■ EXERCISE INSTRUCTIONS ■
Reproduce every line in the listing that contains the word "components".

■ AVAILABLE DATA ■
↓
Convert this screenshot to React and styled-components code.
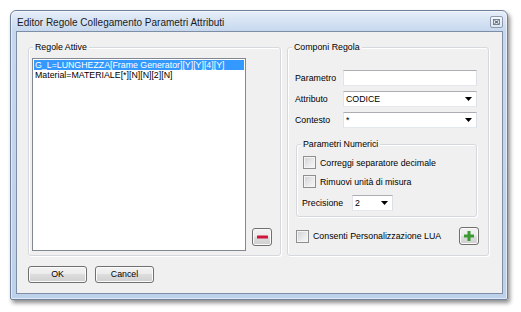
import React from "react";
import styled, { createGlobalStyle } from "styled-components";

const GlobalStyle = createGlobalStyle`
  html, body {
    margin: 0;
    padding: 0;
    background: #ffffff;
  }
  body {
    font-family: "Liberation Sans", Arial, sans-serif;
    font-size: 8.8px;
    color: #000;
  }
`;

const Desktop = styled.div`
  width: 521px;
  height: 312px;
  box-sizing: border-box;
  padding: 10px 0 0 10px;
  overflow: hidden;
`;

const Window = styled.div`
  width: 498px;
  height: 290px;
  box-sizing: border-box;
  border: 1px solid #6e809a;
  border-radius: 6px 6px 2px 2px;
  background: linear-gradient(
    to bottom,
    #e6eef8 0px,
    #d6e3f3 10px,
    #c7d8ee 20px,
    #bed1ea 100%
  );
  box-shadow: 2px 3px 4px rgba(0, 0, 0, 0.45),
    inset 0 0 0 1px rgba(255, 255, 255, 0.55);
  padding: 0 4px 5px 5px;
  display: flex;
  flex-direction: column;
`;

const TitleBar = styled.div`
  height: 20px;
  display: flex;
  align-items: center;
  justify-content: space-between;
  padding-left: 1px;
`;

const Title = styled.span`
  font-size: 10px;
  color: #1b1b1b;
  margin-top: 2px;
`;

const CloseButton = styled.div`
  width: 13px;
  height: 12px;
  box-sizing: border-box;
  border: 1px solid #8d9ab0;
  border-radius: 2px;
  background: linear-gradient(#f5f8fb, #dde5ef);
  display: flex;
  align-items: center;
  justify-content: center;
  margin-top: 2px;
`;

const Client = styled.div`
  flex: 1;
  border: 1px solid #7d8ea6;
  background: #f0f0f0;
  padding: 15px 13px 10px 11px;
  display: flex;
  flex-direction: column;
`;

const TopRow = styled.div`
  height: 209px;
  display: flex;
  gap: 6px;
`;

const GroupBox = styled.div`
  position: relative;
  box-sizing: border-box;
  width: ${(p) => p.$width}px;
  border: 1px solid #d5d9dd;
  border-radius: 3px;
  box-shadow: 1px 1px 0 #ffffff, inset 1px 1px 0 #ffffff;
  padding: ${(p) => p.$padding};
  margin: ${(p) => p.$margin || "0"};
`;

const Legend = styled.span`
  position: absolute;
  top: -6px;
  left: ${(p) => p.$left || 4}px;
  padding: 0 2px;
  line-height: 11px;
  background: #f0f0f0;
  white-space: nowrap;
`;

const LeftInner = styled.div`
  display: flex;
  align-items: flex-end;
  height: 100%;
`;

const ListBox = styled.div`
  width: 214px;
  height: 193px;
  box-sizing: border-box;
  border: 1px solid #828790;
  background: #ffffff;
  padding: 1px 1px 0 1px;
`;

const ListItem = styled.div`
  height: 10px;
  line-height: 10px;
  padding-left: 1px;
  white-space: nowrap;
  background: ${(p) => (p.$selected ? "#3399ff" : "transparent")};
  color: ${(p) => (p.$selected ? "#ffffff" : "#000000")};
`;

const ToolButton = styled.div`
  width: 20px;
  height: 18px;
  box-sizing: border-box;
  border: 1px solid #707070;
  border-radius: 3px;
  background: linear-gradient(
    #f2f2f2 0%,
    #ebebeb 50%,
    #dddddd 50%,
    #cfcfcf 100%
  );
  box-shadow: inset 0 0 0 1px #fafafa;
  display: flex;
  align-items: center;
  justify-content: center;
  margin: ${(p) => p.$margin || "0"};
  flex-shrink: 0;
`;

const FormGrid = styled.div`
  display: grid;
  grid-template-columns: 48px 134px;
  row-gap: 5px;
  align-items: center;
`;

const Label = styled.span`
  white-space: nowrap;
  width: ${(p) => (p.$width ? `${p.$width}px` : "auto")};
  flex-shrink: 0;
`;

const Field = styled.div`
  position: relative;
  box-sizing: border-box;
  height: 16px;
  width: ${(p) => (p.$width ? `${p.$width}px` : "auto")};
  border: 1px solid;
  border-color: #abadb3 #dbdfe6 #e3e9ef #e2e3ea;
  background: #ffffff;
  display: flex;
  align-items: center;
  justify-content: space-between;
  padding: 0 4px 0 2px;
`;

const FieldText = styled.span`
  line-height: 14px;
`;

const CheckRow = styled.div`
  display: flex;
  align-items: center;
  gap: 4px;
  height: 13px;
  margin-top: ${(p) => p.$top || 0}px;
`;

const CheckBox = styled.div`
  width: 13px;
  height: 13px;
  box-sizing: border-box;
  border: 1px solid #8e8f8f;
  background: linear-gradient(135deg, #cdd0d5 0%, #e8e9eb 55%, #f8f8f8 100%);
  box-shadow: inset 0 0 0 1px #f4f4f4;
  flex-shrink: 0;
  margin-left: ${(p) => p.$left || 0}px;
`;

const PrecisionRow = styled.div`
  display: flex;
  align-items: center;
  margin-top: 7px;
  margin-left: -1px;
`;

const LuaRow = styled.div`
  display: flex;
  align-items: center;
  justify-content: space-between;
  height: 18px;
  margin-top: 10px;
  margin-right: -2px;
`;

const LuaLabel = styled.div`
  display: flex;
  align-items: center;
  gap: 4px;
`;

const ButtonRow = styled.div`
  display: flex;
  gap: 8px;
  margin-top: 10px;
`;

const DialogButton = styled.div`
  width: 59px;
  height: 17px;
  box-sizing: border-box;
  border: 1px solid #707070;
  border-radius: 3px;
  background: linear-gradient(
    #f2f2f2 0%,
    #ebebeb 50%,
    #dddddd 50%,
    #cfcfcf 100%
  );
  box-shadow: inset 0 0 0 1px #fbfbfb;
  display: flex;
  align-items: center;
  justify-content: center;
  line-height: 15px;
`;

const Arrow = () => (
  <svg width="7" height="4" viewBox="0 0 7 4">
    <polygon points="0,0 7,0 3.5,4" fill="#000" />
  </svg>
);

const rules = [
  "G_L=LUNGHEZZA[Frame Generator][Y][Y][4][Y]",
  "Material=MATERIALE[*][N][N][2][N]",
];

export default function App() {
  return (
    <Desktop>
      <GlobalStyle />
      <Window>
        <TitleBar>
          <Title>Editor Regole Collegamento Parametri Attributi</Title>
          <CloseButton>
            <svg width="7" height="6" viewBox="0 0 7 6">
              <rect x="0.5" y="0.5" width="6" height="5" fill="none" stroke="#5b6b82" strokeWidth="0.8" />
              <path d="M1.5 1.3 L5.5 4.7 M5.5 1.3 L1.5 4.7" stroke="#2d3a4d" strokeWidth="0.9" />
            </svg>
          </CloseButton>
        </TitleBar>
        <Client>
          <TopRow>
            <GroupBox $width={253} $padding="10px 0 4px 3px">
              <Legend $left={4}>Regole Attive</Legend>
              <LeftInner>
                <ListBox>
                  {rules.map((r, i) => (
                    <ListItem key={r} $selected={i === 0}>
                      {r}
                    </ListItem>
                  ))}
                </ListBox>
                <ToolButton $margin="0 0 5px 6px">
                  <svg width="11" height="4" viewBox="0 0 11 4">
                    <rect x="0" y="0.5" width="11" height="3" rx="0.5" fill="#d0143c" />
                  </svg>
                </ToolButton>
              </LeftInner>
            </GroupBox>
            <GroupBox $width={202} $padding="22px 11px 0 7px">
              <Legend $left={4}>Componi Regola</Legend>
              <FormGrid>
                <Label>Parametro</Label>
                <Field />
                <Label>Attributo</Label>
                <Field>
                  <FieldText>CODICE</FieldText>
                  <Arrow />
                </Field>
                <Label>Contesto</Label>
                <Field>
                  <FieldText>*</FieldText>
                  <Arrow />
                </Field>
              </FormGrid>
              <GroupBox $width={181} $padding="11px 0 5px 6px" $margin="16px 0 0 1px">
                <Legend $left={4}>Parametri Numerici</Legend>
                <CheckRow>
                  <CheckBox />
                  <span>Correggi separatore decimale</span>
                </CheckRow>
                <CheckRow $top={6}>
                  <CheckBox />
                  <span>Rimuovi unità di misura</span>
                </CheckRow>
                <PrecisionRow>
                  <Label $width={50}>Precisione</Label>
                  <Field $width={41}>
                    <FieldText>2</FieldText>
                    <Arrow />
                  </Field>
                </PrecisionRow>
              </GroupBox>
              <LuaRow>
                <LuaLabel>
                  <CheckBox $left={1} />
                  <span>Consenti Personalizzazione LUA</span>
                </LuaLabel>
                <ToolButton>
                  <svg width="10" height="10" viewBox="0 0 10 10">
                    <path d="M3.5 0 H6.5 V3.5 H10 V6.5 H6.5 V10 H3.5 V6.5 H0 V3.5 H3.5 Z" fill="#3c9a34" />
                  </svg>
                </ToolButton>
              </LuaRow>
            </GroupBox>
          </TopRow>
          <ButtonRow>
            <DialogButton>OK</DialogButton>
            <DialogButton>Cancel</DialogButton>
          </ButtonRow>
        </Client>
      </Window>
    </Desktop>
  );
}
↑
■ TASK OUTPUT ■
Convert this screenshot to React and styled-components code.
import styled, { createGlobalStyle } from "styled-components";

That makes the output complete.